- GOAL -
Say how many lines contain the word "React" and give no other text.

- DATA RECORDS -
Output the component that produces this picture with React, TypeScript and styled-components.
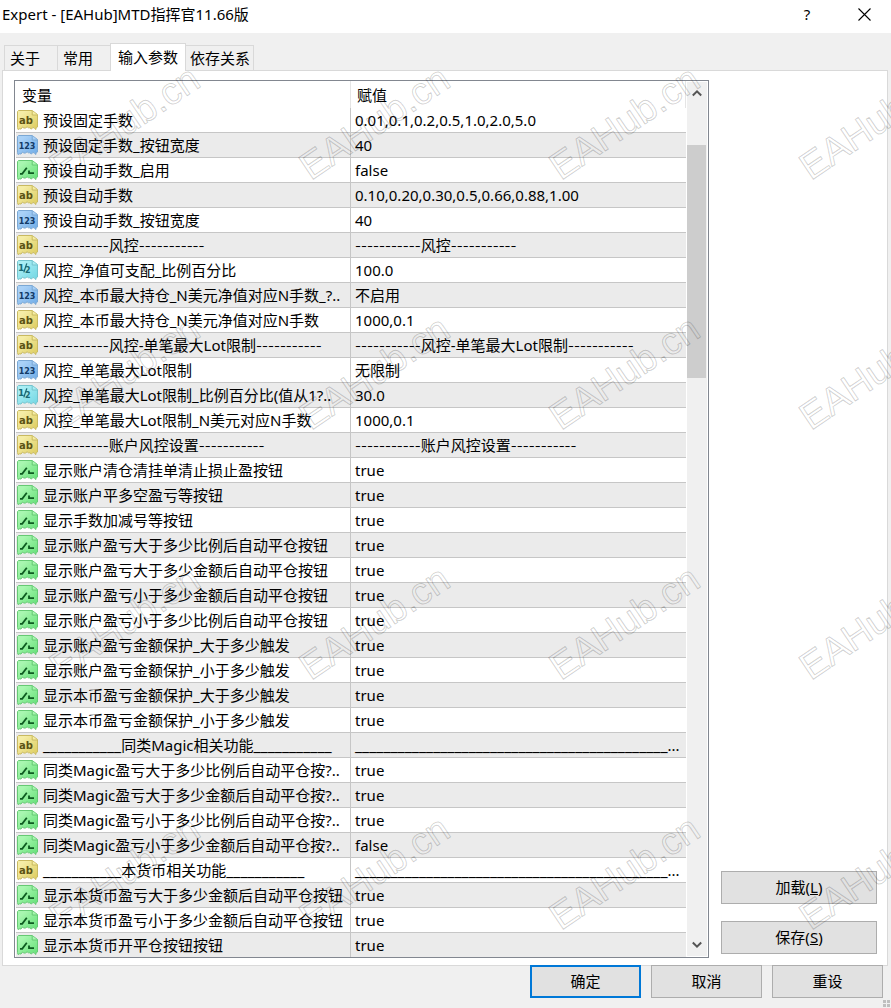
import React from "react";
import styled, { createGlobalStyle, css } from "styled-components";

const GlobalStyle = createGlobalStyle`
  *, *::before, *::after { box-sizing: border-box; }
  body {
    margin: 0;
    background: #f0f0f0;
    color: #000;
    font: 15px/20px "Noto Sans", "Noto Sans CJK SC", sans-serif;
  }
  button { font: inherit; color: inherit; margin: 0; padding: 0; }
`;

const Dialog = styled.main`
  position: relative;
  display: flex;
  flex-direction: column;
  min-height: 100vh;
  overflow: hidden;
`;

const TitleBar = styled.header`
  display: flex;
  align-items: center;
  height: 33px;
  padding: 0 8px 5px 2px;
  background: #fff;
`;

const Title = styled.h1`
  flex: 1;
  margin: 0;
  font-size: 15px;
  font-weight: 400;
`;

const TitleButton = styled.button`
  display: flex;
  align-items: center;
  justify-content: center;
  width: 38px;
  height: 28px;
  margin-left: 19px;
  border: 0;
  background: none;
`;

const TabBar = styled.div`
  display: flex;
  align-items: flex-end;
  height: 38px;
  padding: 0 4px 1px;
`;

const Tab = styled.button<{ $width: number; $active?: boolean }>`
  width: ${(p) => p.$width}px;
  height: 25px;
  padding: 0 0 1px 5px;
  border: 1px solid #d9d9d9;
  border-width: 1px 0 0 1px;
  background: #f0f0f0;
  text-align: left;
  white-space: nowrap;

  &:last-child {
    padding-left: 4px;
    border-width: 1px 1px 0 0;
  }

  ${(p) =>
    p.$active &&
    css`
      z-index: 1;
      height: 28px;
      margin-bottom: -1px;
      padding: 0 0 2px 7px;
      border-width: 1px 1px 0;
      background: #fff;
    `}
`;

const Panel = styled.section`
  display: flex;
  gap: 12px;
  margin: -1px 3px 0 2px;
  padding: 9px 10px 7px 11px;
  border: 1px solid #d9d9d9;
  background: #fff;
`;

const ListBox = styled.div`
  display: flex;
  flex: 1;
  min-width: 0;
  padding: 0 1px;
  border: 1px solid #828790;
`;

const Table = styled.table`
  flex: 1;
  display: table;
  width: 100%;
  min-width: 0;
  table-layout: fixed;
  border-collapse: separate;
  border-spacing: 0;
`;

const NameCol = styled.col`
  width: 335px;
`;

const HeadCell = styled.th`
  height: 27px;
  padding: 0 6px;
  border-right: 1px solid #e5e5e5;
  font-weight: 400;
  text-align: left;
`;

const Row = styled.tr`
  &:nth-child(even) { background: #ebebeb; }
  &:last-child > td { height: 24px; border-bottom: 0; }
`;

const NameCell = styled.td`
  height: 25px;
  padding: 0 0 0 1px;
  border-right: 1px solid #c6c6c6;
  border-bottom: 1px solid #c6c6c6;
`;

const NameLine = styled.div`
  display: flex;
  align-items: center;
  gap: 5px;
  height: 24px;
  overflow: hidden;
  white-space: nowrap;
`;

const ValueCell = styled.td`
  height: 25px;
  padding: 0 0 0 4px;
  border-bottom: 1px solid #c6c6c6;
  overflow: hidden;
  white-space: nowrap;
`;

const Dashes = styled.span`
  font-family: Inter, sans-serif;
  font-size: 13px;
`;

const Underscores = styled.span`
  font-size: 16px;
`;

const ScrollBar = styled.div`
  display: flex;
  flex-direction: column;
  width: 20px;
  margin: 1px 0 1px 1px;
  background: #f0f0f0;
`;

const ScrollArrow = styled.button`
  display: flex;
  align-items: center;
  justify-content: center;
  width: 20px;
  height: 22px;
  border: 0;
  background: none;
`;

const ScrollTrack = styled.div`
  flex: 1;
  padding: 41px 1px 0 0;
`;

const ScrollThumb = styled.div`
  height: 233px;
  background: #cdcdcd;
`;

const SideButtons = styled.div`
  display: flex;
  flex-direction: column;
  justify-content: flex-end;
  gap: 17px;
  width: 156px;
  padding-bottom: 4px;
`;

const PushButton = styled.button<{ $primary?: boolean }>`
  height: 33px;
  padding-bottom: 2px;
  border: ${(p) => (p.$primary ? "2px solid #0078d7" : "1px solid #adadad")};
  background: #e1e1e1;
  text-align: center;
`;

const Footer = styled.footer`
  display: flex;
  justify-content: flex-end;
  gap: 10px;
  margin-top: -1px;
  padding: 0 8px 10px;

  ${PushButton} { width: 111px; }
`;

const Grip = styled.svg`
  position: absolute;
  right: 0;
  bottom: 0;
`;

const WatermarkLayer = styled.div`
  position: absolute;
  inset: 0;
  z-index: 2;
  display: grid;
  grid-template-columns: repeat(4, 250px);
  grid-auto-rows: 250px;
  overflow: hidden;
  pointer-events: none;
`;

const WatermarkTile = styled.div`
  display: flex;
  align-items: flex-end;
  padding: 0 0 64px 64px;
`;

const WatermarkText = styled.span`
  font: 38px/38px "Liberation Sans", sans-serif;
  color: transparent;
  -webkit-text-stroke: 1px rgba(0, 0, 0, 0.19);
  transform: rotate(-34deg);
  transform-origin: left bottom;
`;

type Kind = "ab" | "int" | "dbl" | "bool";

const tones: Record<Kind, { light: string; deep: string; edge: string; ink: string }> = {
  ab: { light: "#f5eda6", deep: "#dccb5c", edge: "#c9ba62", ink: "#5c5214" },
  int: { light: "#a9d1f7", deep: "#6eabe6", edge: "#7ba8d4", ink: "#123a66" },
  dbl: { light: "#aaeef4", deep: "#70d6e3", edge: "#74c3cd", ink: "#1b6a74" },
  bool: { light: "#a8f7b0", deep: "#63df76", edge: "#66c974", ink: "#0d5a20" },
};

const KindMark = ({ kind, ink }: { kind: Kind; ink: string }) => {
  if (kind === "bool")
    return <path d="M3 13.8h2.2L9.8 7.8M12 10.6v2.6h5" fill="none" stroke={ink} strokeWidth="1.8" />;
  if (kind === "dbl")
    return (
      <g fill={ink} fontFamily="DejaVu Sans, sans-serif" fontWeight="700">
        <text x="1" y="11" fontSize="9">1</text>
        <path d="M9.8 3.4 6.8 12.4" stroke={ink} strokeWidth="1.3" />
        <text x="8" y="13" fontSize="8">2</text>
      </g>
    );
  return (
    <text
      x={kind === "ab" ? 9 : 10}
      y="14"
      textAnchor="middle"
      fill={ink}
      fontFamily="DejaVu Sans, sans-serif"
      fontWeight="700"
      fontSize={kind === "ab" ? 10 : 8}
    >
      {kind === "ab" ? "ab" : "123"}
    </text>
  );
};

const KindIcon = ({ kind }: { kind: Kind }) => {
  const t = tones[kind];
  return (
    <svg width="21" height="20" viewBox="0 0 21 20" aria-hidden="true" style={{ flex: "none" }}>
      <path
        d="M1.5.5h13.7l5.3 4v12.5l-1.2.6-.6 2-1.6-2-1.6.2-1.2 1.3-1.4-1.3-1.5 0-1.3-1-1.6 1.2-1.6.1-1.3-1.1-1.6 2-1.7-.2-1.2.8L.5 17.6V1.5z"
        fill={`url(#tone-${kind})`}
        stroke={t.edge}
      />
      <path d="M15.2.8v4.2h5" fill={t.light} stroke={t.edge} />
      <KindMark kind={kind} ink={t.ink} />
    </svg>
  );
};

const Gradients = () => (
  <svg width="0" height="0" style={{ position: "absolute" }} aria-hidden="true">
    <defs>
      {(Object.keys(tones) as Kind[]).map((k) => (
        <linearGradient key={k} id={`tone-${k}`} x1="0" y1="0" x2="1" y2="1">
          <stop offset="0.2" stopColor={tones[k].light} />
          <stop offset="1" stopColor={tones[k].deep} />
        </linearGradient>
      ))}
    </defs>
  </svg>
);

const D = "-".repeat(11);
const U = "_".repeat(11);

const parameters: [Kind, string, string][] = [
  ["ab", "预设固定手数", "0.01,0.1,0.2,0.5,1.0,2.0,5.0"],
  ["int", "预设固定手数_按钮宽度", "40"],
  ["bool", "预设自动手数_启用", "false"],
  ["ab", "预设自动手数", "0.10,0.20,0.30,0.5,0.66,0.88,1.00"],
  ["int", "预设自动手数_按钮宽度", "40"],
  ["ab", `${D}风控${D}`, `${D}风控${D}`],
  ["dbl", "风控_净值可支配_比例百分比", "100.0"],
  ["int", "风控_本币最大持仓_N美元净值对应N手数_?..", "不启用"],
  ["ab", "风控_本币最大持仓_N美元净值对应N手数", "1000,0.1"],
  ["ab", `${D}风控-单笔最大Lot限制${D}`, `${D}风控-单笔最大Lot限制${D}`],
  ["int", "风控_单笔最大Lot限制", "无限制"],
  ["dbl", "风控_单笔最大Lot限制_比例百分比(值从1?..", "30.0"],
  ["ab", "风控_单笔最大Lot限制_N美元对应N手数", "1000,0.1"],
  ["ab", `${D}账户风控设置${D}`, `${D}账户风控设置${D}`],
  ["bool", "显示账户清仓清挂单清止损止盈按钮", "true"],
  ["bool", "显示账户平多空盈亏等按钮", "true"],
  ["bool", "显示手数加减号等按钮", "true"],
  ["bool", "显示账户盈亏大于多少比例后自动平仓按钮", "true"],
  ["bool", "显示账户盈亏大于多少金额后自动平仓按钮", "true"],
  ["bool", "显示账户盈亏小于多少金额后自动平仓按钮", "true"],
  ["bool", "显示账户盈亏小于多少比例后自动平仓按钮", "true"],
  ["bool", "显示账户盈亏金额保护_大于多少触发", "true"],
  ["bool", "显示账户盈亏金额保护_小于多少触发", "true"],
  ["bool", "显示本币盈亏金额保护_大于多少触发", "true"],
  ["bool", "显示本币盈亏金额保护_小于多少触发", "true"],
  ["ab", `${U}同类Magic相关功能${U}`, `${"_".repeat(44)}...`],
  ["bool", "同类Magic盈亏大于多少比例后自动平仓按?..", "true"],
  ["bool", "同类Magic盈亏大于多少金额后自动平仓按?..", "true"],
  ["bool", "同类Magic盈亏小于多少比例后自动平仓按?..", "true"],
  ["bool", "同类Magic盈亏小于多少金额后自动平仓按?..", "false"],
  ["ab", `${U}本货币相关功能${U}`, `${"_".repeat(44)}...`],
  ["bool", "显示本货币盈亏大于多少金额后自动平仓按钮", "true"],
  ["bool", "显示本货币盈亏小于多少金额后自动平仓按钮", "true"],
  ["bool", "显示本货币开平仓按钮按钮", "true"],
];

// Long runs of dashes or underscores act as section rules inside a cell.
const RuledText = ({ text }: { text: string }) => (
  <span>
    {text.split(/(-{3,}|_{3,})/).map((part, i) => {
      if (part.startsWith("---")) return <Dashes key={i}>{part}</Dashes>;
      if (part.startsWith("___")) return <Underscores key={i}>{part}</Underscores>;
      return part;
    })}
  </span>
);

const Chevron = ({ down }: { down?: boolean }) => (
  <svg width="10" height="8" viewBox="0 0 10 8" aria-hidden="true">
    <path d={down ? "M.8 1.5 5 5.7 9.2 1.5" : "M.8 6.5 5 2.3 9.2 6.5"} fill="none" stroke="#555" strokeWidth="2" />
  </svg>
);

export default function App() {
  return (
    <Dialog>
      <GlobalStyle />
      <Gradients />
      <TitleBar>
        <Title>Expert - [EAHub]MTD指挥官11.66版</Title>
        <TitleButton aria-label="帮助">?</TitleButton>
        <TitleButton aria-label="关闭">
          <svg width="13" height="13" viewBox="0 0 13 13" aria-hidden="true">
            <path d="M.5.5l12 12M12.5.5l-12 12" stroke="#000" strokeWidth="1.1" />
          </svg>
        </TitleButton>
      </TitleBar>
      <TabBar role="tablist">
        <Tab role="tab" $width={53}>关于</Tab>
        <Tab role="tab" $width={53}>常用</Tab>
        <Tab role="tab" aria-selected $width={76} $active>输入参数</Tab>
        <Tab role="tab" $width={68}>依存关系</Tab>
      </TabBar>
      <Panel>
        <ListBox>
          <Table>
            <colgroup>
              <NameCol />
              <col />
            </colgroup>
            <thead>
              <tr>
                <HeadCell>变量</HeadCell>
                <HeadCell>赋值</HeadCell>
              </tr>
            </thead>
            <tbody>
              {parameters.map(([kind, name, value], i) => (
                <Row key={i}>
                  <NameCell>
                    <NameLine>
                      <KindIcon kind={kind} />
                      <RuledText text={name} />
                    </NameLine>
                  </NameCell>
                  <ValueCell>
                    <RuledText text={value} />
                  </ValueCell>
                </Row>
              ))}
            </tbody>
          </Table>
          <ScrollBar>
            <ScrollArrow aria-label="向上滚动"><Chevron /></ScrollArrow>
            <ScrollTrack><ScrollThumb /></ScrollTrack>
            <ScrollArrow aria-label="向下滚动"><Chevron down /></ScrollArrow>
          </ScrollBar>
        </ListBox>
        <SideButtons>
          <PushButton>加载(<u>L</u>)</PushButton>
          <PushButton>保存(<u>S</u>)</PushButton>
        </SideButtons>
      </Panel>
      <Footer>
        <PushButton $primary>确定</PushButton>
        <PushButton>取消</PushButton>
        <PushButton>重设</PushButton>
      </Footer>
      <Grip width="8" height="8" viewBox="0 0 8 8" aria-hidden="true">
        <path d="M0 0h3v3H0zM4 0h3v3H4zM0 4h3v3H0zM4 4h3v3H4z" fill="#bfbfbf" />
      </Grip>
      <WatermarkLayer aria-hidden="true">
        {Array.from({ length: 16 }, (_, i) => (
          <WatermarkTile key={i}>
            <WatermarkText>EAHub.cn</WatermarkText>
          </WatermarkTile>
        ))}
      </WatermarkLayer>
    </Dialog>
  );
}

* * *

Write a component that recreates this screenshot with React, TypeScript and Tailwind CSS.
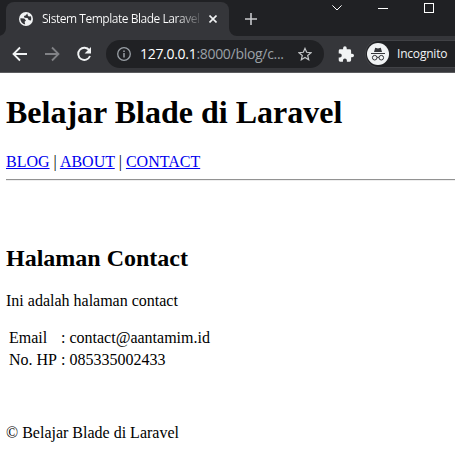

- RESULT OF THE TASK -
3